The Danes also know how to make funny cartoons. Sometimes the target is found abroad, sometimes it is found among themselves. In this cartoon (Roald Als in Daily Politiken beginning February) You hear Danish foreign minister Per Stig Moeller complain about the Muslim consumer boycott. The man in front with both arms raised is the CEO of Dansk Industry (Confederation of Danish Industri). He critized the Danish government's handling of the cartoons crisis. The members of his organization have lost substantial export orders. What is the cost - or value - of freedom of speech? In a biblical sense there is no doubt about which value is heaviest. But in this context we try to not let religious sentiments interfere.

The two very little caracters crouching and bowing to the Cow are Prime Minister Anders Fogh Rasmussen in his cave man costume, and Pia Kjaersgaard the leader of the Danish People's party. These two are the two most powerful Danish politicians. He is PM and leader af Venstre, the Danish liberal Party, which forms the government in Denmark, together with the Conservatives. The Danish People's party is the parliamentary support party that supplies the votes necessary for the government's parliamentary majority. Dancing to the right (with a V) is the finance minister.
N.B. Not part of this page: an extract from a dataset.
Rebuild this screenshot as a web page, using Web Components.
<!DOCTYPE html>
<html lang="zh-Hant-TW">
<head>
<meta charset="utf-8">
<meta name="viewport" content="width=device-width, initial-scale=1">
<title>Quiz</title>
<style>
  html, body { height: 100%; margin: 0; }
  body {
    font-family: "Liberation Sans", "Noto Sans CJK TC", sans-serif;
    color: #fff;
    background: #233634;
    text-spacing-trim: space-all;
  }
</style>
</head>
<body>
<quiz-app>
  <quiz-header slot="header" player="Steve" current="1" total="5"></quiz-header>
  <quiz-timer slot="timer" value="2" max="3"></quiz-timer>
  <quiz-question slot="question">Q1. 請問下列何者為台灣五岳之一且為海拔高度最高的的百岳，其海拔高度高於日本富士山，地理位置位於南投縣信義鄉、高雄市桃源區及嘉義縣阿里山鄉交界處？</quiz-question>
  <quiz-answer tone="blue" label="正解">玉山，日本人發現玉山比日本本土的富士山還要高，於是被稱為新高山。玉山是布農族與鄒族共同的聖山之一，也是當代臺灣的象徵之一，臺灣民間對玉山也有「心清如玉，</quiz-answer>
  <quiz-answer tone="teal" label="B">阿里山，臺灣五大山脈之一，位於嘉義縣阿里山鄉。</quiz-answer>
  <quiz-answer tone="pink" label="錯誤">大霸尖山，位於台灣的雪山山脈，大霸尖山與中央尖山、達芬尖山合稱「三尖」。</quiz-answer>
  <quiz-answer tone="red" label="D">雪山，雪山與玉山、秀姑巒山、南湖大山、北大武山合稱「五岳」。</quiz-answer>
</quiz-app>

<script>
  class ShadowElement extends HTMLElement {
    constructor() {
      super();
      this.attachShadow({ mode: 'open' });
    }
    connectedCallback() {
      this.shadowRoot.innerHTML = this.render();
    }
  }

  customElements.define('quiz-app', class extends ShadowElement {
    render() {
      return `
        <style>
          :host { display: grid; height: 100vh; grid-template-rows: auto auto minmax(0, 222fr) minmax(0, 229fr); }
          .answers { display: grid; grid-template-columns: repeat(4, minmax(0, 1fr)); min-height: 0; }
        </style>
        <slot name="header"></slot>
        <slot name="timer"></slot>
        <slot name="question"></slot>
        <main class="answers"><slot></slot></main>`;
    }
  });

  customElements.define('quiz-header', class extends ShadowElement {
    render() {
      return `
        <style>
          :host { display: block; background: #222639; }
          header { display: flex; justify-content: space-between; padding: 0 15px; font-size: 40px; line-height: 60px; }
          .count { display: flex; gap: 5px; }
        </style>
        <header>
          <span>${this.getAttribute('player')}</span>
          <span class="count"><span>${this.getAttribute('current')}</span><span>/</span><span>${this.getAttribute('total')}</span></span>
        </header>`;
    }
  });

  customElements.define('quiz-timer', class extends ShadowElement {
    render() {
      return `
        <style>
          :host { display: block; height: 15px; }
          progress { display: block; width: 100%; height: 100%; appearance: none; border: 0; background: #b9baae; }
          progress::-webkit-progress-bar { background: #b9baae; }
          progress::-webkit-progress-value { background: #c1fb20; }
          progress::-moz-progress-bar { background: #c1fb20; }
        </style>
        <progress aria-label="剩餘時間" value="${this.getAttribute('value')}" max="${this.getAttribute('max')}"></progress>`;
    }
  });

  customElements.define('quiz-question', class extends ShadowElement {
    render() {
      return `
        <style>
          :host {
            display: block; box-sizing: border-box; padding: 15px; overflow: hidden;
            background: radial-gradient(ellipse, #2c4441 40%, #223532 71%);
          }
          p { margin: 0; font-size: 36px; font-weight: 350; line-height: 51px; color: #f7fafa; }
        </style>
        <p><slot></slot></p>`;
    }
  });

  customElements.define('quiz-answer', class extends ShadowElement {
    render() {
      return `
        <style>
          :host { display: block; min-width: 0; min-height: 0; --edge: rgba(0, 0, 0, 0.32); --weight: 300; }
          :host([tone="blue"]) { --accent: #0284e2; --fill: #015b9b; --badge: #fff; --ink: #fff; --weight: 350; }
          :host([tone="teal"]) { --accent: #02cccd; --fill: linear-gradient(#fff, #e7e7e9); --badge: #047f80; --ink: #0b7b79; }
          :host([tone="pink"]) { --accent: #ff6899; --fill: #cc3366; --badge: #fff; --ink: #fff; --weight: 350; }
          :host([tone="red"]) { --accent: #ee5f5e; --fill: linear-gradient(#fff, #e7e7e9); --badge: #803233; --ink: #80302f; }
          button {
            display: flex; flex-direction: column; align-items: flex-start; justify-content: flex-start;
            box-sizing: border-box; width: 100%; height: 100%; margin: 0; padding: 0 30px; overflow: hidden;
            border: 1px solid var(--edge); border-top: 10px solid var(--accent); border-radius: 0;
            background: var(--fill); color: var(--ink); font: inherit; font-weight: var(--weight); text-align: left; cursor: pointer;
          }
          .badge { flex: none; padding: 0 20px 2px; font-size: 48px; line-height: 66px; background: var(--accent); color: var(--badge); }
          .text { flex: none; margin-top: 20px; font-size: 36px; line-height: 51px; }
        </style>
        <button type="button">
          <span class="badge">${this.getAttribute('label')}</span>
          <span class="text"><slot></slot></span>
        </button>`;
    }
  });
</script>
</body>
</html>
Why does Anders Fogh Rasmussen wear a cave man's costume? This is the cartoonist's way of describing his ideological transformation from a hard core liberalist believing in the virtues of the free market system to a more softspoken responsible politician, who is also preoccupied with maintaining a well-functioning welfare society in Denmark. The money saved on development aid to poor countries is given to old age pensioners. That secures the government's longevity.
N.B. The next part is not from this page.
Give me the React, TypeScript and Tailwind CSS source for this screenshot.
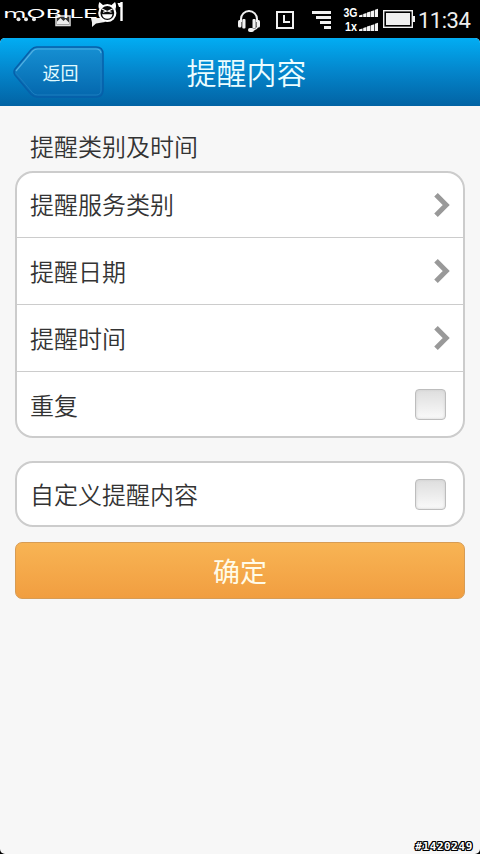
import React from 'react';

const reminderRows = [
  { label: '提醒服务类别', height: 'h-[65px]', textOffset: 'pb-0.5' },
  { label: '提醒日期', height: 'h-[67px]', textOffset: 'pt-0' },
  { label: '提醒时间', height: 'h-[67px]', textOffset: 'pt-0' },
];

const SiteLogo: React.FC = () => (
  <svg width="130" height="30" viewBox="0 0 130 30" className="shrink-0">
    {/* notification icons behind the wordmark */}
    <g fill="#e8e8e8">
      <circle cx="18.500" cy="19.300" r="2" />
      <circle cx="26" cy="19.300" r="2" />
      <circle cx="34" cy="19.300" r="2" />
    </g>
    <rect x="56" y="16" width="14" height="9.500" fill="#333" stroke="#ddd" strokeWidth="1.500" />
    <path d="M57 24.500v-3l3.500-3.500 3 3 2-2 3.500 3.500v2z" fill="#eee" />
    <path d="M91 18h12l2 4-9 1.500-4 3.500v-4.500z" fill="#eee" />
    <text
      x="3"
      y="17.500"
      fill="#fff"
      fontFamily="'DejaVu Sans', sans-serif"
      fontWeight="400"
      fontSize="13"
      textLength="95"
      lengthAdjust="spacingAndGlyphs"
    >
      mOBILE
    </text>
    {/* devil face */}
    <path d="M99 9c-1-3-.5-5 .5-7l4 3.500M115.500 9c1-3 .5-5-.5-7l-4 3.500" fill="#fff" />
    <circle cx="107.300" cy="13" r="8" fill="#0a0a0a" stroke="#fff" strokeWidth="2.200" />
    <path d="M102 9l4.500 2.200-3.500 1M112.500 9l-4.500 2.200 3.500 1" fill="none" stroke="#fff" strokeWidth="1.100" />
    <path d="M102 14.200h10.500c-.5 3-2.500 4.500-5.200 4.500s-4.800-1.500-5.300-4.500z" fill="#fff" />
    <path d="M121.500 2v19" fill="none" stroke="#fff" strokeWidth="2.400" />
    <path d="M117.500 3h4v4h-2.500z" fill="#fff" />
  </svg>
);

const StatusIcons: React.FC = () => (
  <svg width="180" height="38" viewBox="236 0 180 38" className="shrink-0">
    {/* headset */}
    <path d="M241 22v-3a8 8 0 0 1 16 0v3" fill="none" stroke="#f0f0f0" strokeWidth="2" />
    <rect x="238" y="20" width="3.500" height="7.500" rx="1.500" fill="#f0f0f0" />
    <rect x="242.300" y="19" width="3.200" height="9.500" rx="1" fill="#f0f0f0" />
    <rect x="252.500" y="19" width="3.200" height="9.500" rx="1" fill="#f0f0f0" />
    <rect x="256.500" y="20" width="3.500" height="7.500" rx="1.500" fill="#f0f0f0" />
    <path d="M257.500 27c-1 2.500-3 3-6 3" fill="none" stroke="#f0f0f0" strokeWidth="1.500" />
    <rect x="248" y="28" width="6" height="4" rx="2" fill="#f0f0f0" />

    {/* clock */}
    <rect x="277" y="12" width="16" height="16" fill="none" stroke="#f0f0f0" strokeWidth="2" />
    <path d="M284 15v7h6" fill="none" stroke="#f0f0f0" strokeWidth="2" />

    {/* signal lines */}
    <g fill="#f0f0f0">
      <rect x="312" y="11" width="19" height="3" />
      <rect x="316" y="16" width="15" height="3" />
      <rect x="320" y="21" width="11" height="3" />
      <rect x="324" y="26" width="7" height="3" />
    </g>

    <g fill="#fff" fontFamily="'Liberation Sans', sans-serif" fontWeight="700" fontSize="12">
      <text x="343.500" y="17" textLength="14" lengthAdjust="spacingAndGlyphs">3G</text>
      <text x="345" y="31" textLength="12" lengthAdjust="spacingAndGlyphs">1x</text>
    </g>
    {[17, 31].map((base) => (
      <g key={base} fill="#f4f4f4">
        <path d={`M359 ${base}v-1.500l3.500-1v2.500z`} />
        <path d={`M363.200 ${base}v-3l3.300-1v4z`} />
        <path d={`M367 ${base}v-4.500l3.500-1v5.500z`} />
        <path d={`M371 ${base}v-5.700l3.300-1v6.700z`} />
        <path d={`M375 ${base}v-7.300l3-1v8.300z`} />
      </g>
    ))}

    {/* battery */}
    <rect x="383.700" y="10.700" width="28.600" height="16.600" fill="none" stroke="#f0f0f0" strokeWidth="1.400" />
    <rect x="386" y="13" width="24" height="12" fill="#f0f0f0" />
    <rect x="412" y="16" width="3" height="6" fill="#f0f0f0" />
  </svg>
);

const Chevron: React.FC = () => (
  <svg width="18" height="26" viewBox="0 0 18 26" className="shrink-0">
    <path d="M2 2.800L12.200 13 2 23.200" fill="none" stroke="#999" strokeWidth="5" />
  </svg>
);

const CheckBox: React.FC = () => (
  <button
    type="button"
    role="checkbox"
    aria-checked="false"
    className="h-[31px] w-[31px] shrink-0 rounded-[4px] border border-[#bdbdbd] bg-linear-to-b from-[#dedede] to-[#fafafa] shadow-[inset_0_0_3px_#cfcfcf]"
  />
);

const App: React.FC = () => {
  return (
    <div className="flex h-[854px] w-[480px] flex-col overflow-hidden bg-black font-['Noto_Sans_CJK_SC',sans-serif] text-[#333]">
      {/* Status bar */}
      <div className="flex h-[38px] shrink-0 justify-between">
        <SiteLogo />
        <div className="flex">
          <StatusIcons />
          <span className="w-16 pl-0.5 pt-0.5 font-['Roboto',sans-serif] text-[22px] leading-[38px] tracking-[-0.5px] text-[#eee]">
            11:34
          </span>
        </div>
      </div>

      <div className="flex flex-1 flex-col overflow-hidden rounded-[5px] bg-[#f7f7f7]">
        {/* Header */}
        <header className="grid h-[68px] shrink-0 grid-cols-[104px_1fr_91px] items-center bg-linear-to-b from-[#02adf3] via-[#0485cb] to-[#0263a4]">
          <button type="button" className="grid items-center">
            <svg width="91" height="52" viewBox="0 0 92 52" preserveAspectRatio="none" className="col-start-1 row-start-1 ml-[13px]">
              <defs>
                <linearGradient id="back" x1="0" y1="0" x2="0" y2="1">
                  <stop offset="0" stopColor="#1690d3" />
                  <stop offset="1" stopColor="#0467ad" />
                </linearGradient>
              </defs>
              <path
                d="M24 1H84Q91 1 91 8V44Q91 51 84 51H24Q21 51 18 48L2 29Q0 26 2 23L18 4Q21 1 24 1Z"
                fill="url(#back)"
                stroke="#075fa9"
                strokeWidth="1.500"
              />
              <path d="M3 25L20 5Q22 3 25 3H84Q88 3 89 7" fill="none" stroke="#50afe2" strokeWidth="1.200" />
              <path d="M3 27L20 47Q22 49 25 49H84Q89 49 89 44V8" fill="none" stroke="#1d7dc0" strokeWidth="1" />
            </svg>
            <span className="col-start-1 row-start-1 pl-[17px] text-center text-lg leading-none text-[#e2fbff]">返回</span>
          </button>
          <h1 className="pb-0.5 text-center text-[30px] font-[350] leading-none text-[#ecfdff]">提醒内容</h1>
        </header>

        {/* Reminder form */}
        <main className="flex flex-col px-[15px] text-2xl font-[350]">
          <h2 className="h-[65px] pl-[15px] pt-4 leading-[48px]">提醒类别及时间</h2>

          <section className="rounded-[18px] border-2 border-[#ccc] bg-white">
            {reminderRows.map((row) => (
              <div
                key={row.label}
                className={`flex items-center justify-between border-b border-[#ccc] pl-[13px] pr-[11px] ${row.height}`}
              >
                <span className={row.textOffset}>{row.label}</span>
                <Chevron />
              </div>
            ))}
            <div className="flex h-16 items-center justify-between pl-[13px] pr-[17px]">
              <span className="pt-0.5">重复</span>
              <CheckBox />
            </div>
          </section>

          <section className="mt-[23px] flex h-[66px] items-center justify-between rounded-[18px] border-2 border-[#ccc] bg-white pl-[13px] pr-[17px]">
            <span>自定义提醒内容</span>
            <CheckBox />
          </section>

          <button
            type="button"
            className="mt-[15px] h-[57px] rounded-[7px] border border-[#d79c55] bg-linear-to-b from-[#f8b454] to-[#f19e40] text-[27px] font-normal text-[#fffbe8]"
          >
            确定
          </button>
        </main>

        <footer className="mt-auto flex justify-end pr-[7px]">
          <span className="font-['DejaVu_Sans_Mono',monospace] text-[11px] font-bold leading-[15px] tracking-[0.6px] text-white [text-shadow:1px_0_#000,-1px_0_#000,0_1px_#000,0_-1px_#000,1px_1px_#000,-1px_-1px_#000,1px_-1px_#000,-1px_1px_#000]">
            #1420249
          </span>
        </footer>
      </div>
    </div>
  );
};

export default App;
Anders Rasmussen was hard core right wing when this stand could favour his career among the young lions of the liberal party. When he got closer to power he knew instinctively that to get the top post and keep it, he would have to move towards the centre of Danish politics, which means that he is squeezing the once dominant Social Democratic party in the centre of the political spectrum in the Danish parliament.